As I got to the center in the morning, as always, I started with some good coffee and I started walking - just following my senses. Bologna is not too crowded. It's Italy's seventh most populous city with over 388 thousand people. The metropolitan area has over a million inhabitants. Also, it's said to be one of Italy's best cities to live in. The infrastructure is good, the city is clean and there are many people riding bikes in the streets. Bologna has a classical feel to it, a stylish city. Like in the whole country, people dress well and are very friendly to their visitors.


There are many well-kept gardens and parks and the people seem to love the city they live in. It's in the region Emilia-Romagna. This region borders the Adriatic coast in the east and the Apennine mountains in the south. In the north of the region is the river Po. The Po Plain stretches out north of Bologna and this province, at least the northern part, is quite flat. Bologna has continental Europe's oldest university, founded in 1088. Dante, Boccaccio and Petrarca are just a few of the famous people whom studied here. The university's botanical garden is the fourth oldest in Europe. The Two Towers, Bologna's main symbol, are two leaning towers right in the center. The Asinelli tower is the tallest of the two, with 97,2 metres. The Garisenda tower, right next to it, is 48 metres tall. Both towers have an overhang of 3,2 and 2,2 metres respectively. Surely check out the Wikitravel article on Bologna on what museums to visit.

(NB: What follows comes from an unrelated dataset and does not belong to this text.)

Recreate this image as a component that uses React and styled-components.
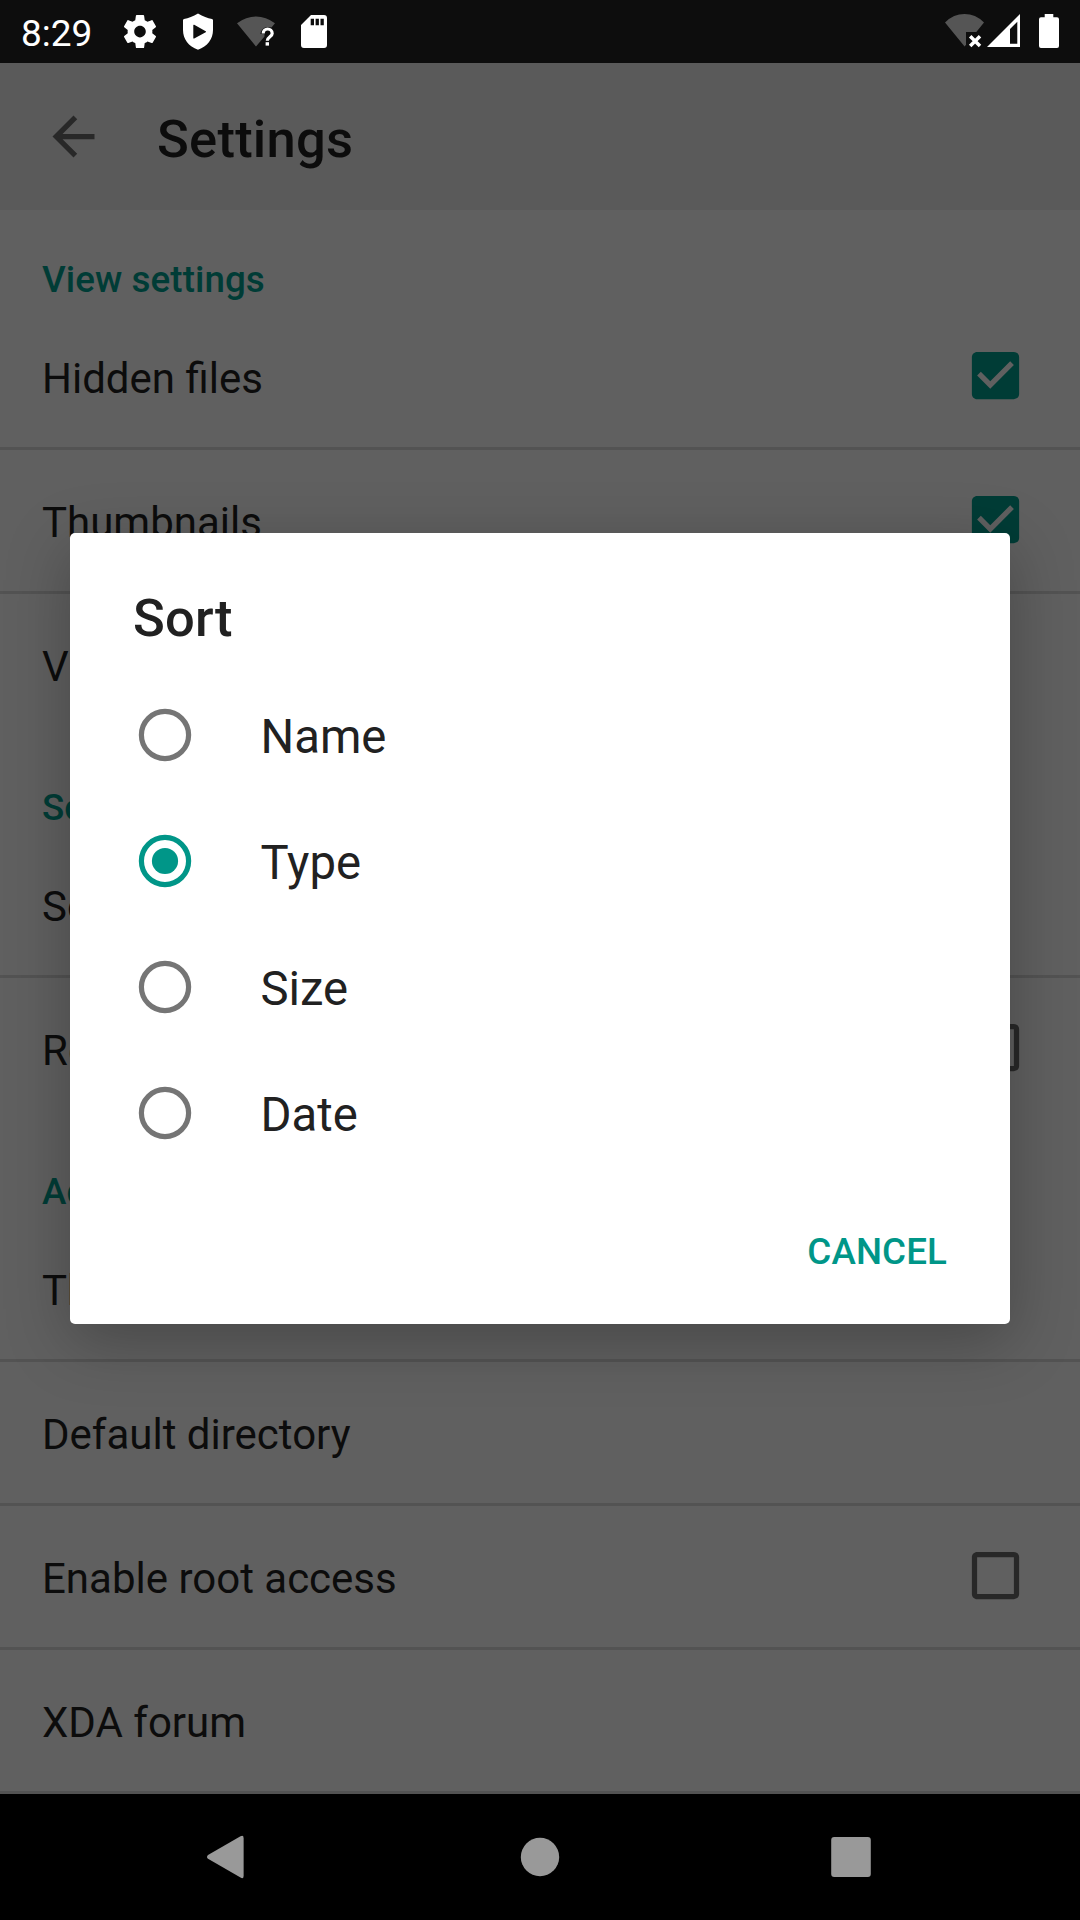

It's best to visit the region from March to October. In July and August it gets really hot and besides, in August, much of the city closes down and the citizens themselves go on vacation. Near Bologna you have a lot to visit. This is a very distinct region of Italy. It's said there are even some French influences in the language spoken. Some cities you can easily visit by train and are very close: Modena, Carpi, Regio Emilia and Parma to the west. Then to the north there's Ferrara, Rovigo and Padua (Padova) farther north. I visited Venice as well but this was very rushed, as the last train back left earlier than expected. Other than that, I'd focus on the cities nearby should I come back. They are all interesting, quaint and just nice to walk around. The circled pictures below were taken in Ferrara, Modena, Regio Emilia and Imola. Enjoy the area, take it slowly!